* [Description of the task]:
Show all lines holding "that".

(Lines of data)
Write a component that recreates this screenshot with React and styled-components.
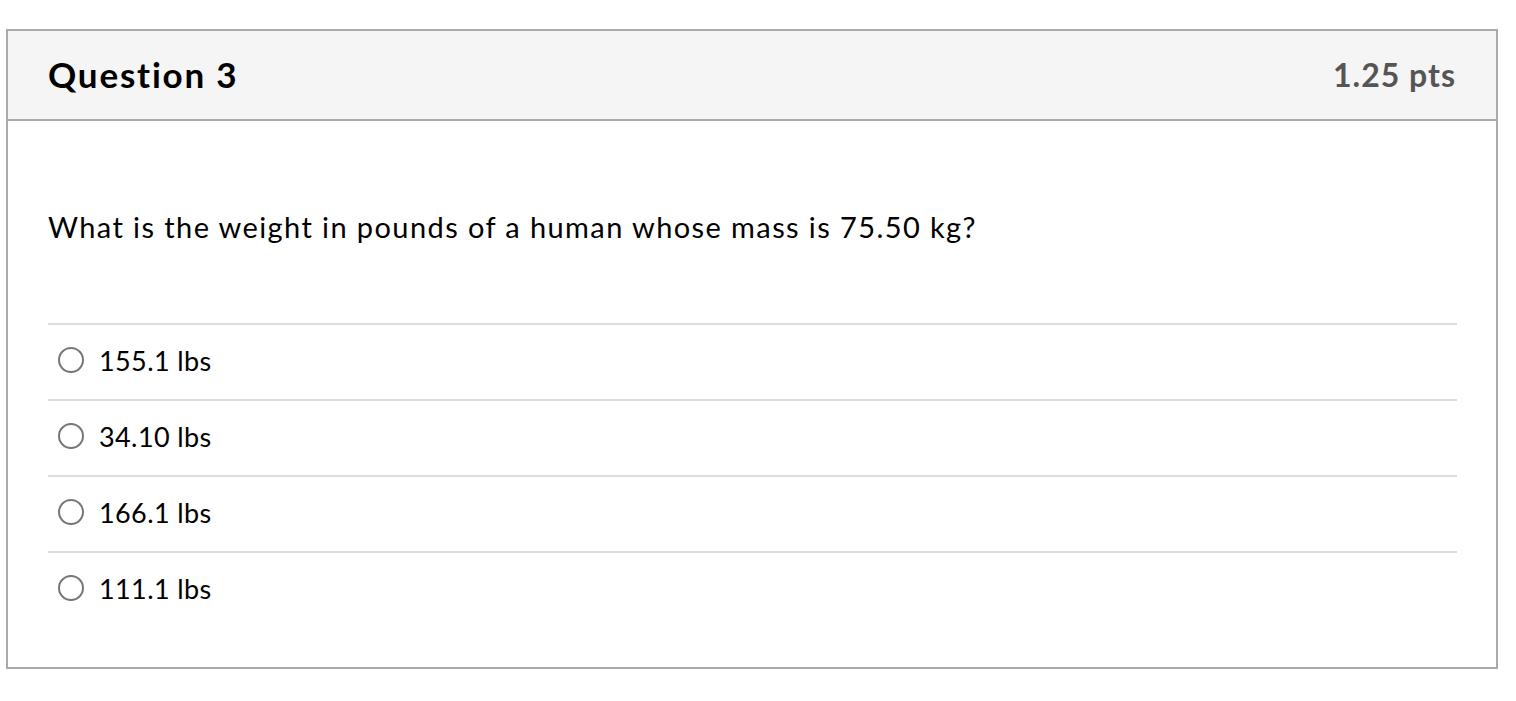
import React from 'react';
import styled, { createGlobalStyle } from 'styled-components';

const GlobalStyle = createGlobalStyle`
  body {
    margin: 0;
    background: #ffffff;
    font-family: Lato, "Open Sans", "Liberation Sans", sans-serif;
  }
`;

const Page = styled.div`
  padding: 29px 0 0 6px;
`;

const Card = styled.div`
  width: 1492px;
  box-sizing: border-box;
  border: 2px solid #aaaaaa;
`;

const Header = styled.div`
  height: 90px;
  box-sizing: border-box;
  display: flex;
  align-items: center;
  justify-content: space-between;
  padding: 0 40px 2px;
  background: #f5f5f5;
  border-bottom: 2px solid #aaaaaa;
`;

const Title = styled.h2`
  margin: 0;
  font-size: 35px;
  font-weight: 700;
  letter-spacing: 1.8px;
  color: #000000;
`;

const Points = styled.span`
  font-size: 32px;
  font-weight: 700;
  letter-spacing: 1px;
  color: #555555;
`;

const Body = styled.div`
  padding: 0 39px 40px 40px;
`;

const QuestionText = styled.p`
  margin: 0;
  padding: 88px 0 78px;
  font-size: 29px;
  line-height: 36px;
  letter-spacing: 1.4px;
  color: #000000;
`;

const Answer = styled.label`
  display: flex;
  align-items: center;
  gap: 15px;
  height: 76px;
  box-sizing: border-box;
  padding: 0 0 4px 10px;
  border-top: 2px solid #dddddd;
  font-size: 27px;
  letter-spacing: 0.4px;
  color: #000000;
`;

const Radio = styled.span`
  width: 26px;
  height: 26px;
  box-sizing: border-box;
  border: 2px solid #777777;
  border-radius: 50%;
  flex-shrink: 0;
`;

const answers = ['155.1 lbs', '34.10 lbs', '166.1 lbs', '111.1 lbs'];

export default function App() {
  return (
    <Page>
      <GlobalStyle />
      <Card>
        <Header>
          <Title>Question 3</Title>
          <Points>1.25 pts</Points>
        </Header>
        <Body>
          <QuestionText>What is the weight in pounds of a human whose mass is 75.50 kg?</QuestionText>
          {answers.map((a) => (
            <Answer key={a}>
              <Radio />
              {a}
            </Answer>
          ))}
        </Body>
      </Card>
    </Page>
  );
}
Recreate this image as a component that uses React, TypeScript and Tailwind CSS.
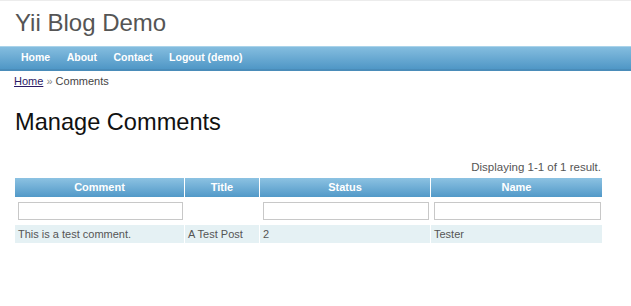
import React from "react";

const font = { fontFamily: '"Liberation Sans", Arial, sans-serif' };

export default function App() {
  const cols = "grid grid-cols-[169px_74px_170px_171px] gap-x-px";
  return (
    <div className="w-[631px] h-[306px] bg-white overflow-hidden border-t border-[#ececec]" style={font}>
      <div className="h-[45px] pl-[15px] pt-[10px]">
        <div className="text-[24px] leading-[24px] text-[#555]">Yii Blog Demo</div>
      </div>
      <div className="h-[25px] bg-gradient-to-b from-[#84bddf] to-[#4f97c6] border-t border-[#a9d3ea] border-b-2 border-b-[#4a8cb9] flex items-center pl-[21px] gap-[16.5px] text-[10.5px] font-bold text-white">
        <span>Home</span>
        <span>About</span>
        <span>Contact</span>
        <span>Logout (demo)</span>
      </div>
      <div className="pl-[14px] pt-[5px] text-[11px] leading-[11px] text-[#444]">
        <span className="text-[#2b1b66] underline">Home</span>
        <span className="text-[#888]"> » </span>
        <span>Comments</span>
      </div>
      <div className="pl-[15px] pt-[23px] text-[23.6px] leading-[24px] text-[#111]">Manage Comments</div>
      <div className="pl-[15px] pr-[29px] pt-[27px]">
        <div className="text-right text-[11.5px] leading-[12px] text-[#555] pr-[1px]">Displaying 1-1 of 1 result.</div>
        <div className="mt-[5px] w-[587px] text-[11px]">
          <div className={`${cols} h-[19px] font-bold text-white`}>
            {["Comment", "Title", "Status", "Name"].map((t) => (
              <div key={t} className="bg-gradient-to-b from-[#8cc2e2] to-[#5199c8] flex items-center justify-center">
                {t}
              </div>
            ))}
          </div>
          <div className={`${cols} h-[28px] items-center`}>
            <div className="pl-[3px] pr-[1px]"><div className="h-[18px] border border-[#c8c8c8] bg-white" /></div>
            <div />
            <div className="pl-[3px] pr-[1px]"><div className="h-[18px] border border-[#c8c8c8] bg-white" /></div>
            <div className="pl-[3px] pr-[1px]"><div className="h-[18px] border border-[#c8c8c8] bg-white" /></div>
          </div>
          <div className={`${cols} h-[18px] text-[#555]`}>
            <div className="bg-[#e5f1f4] pl-[3px] flex items-center">This is a test comment.</div>
            <div className="bg-[#e5f1f4] pl-[3px] flex items-center">A Test Post</div>
            <div className="bg-[#e5f1f4] pl-[3px] flex items-center">2</div>
            <div className="bg-[#e5f1f4] pl-[3px] flex items-center">Tester</div>
          </div>
        </div>
      </div>
    </div>
  );
}
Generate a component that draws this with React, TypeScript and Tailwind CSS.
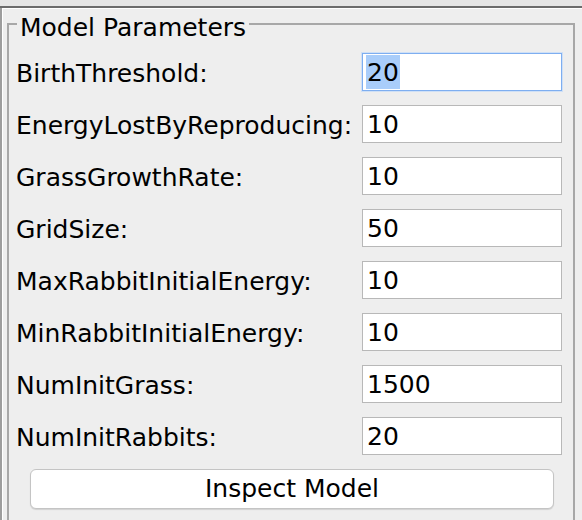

* [Answer to the task]:
Write a component that recreates this screenshot with React and styled-components.
Recreate this image as a component that uses React, TypeScript and Tailwind CSS.
Generate a component that draws this with React, TypeScript and Tailwind CSS.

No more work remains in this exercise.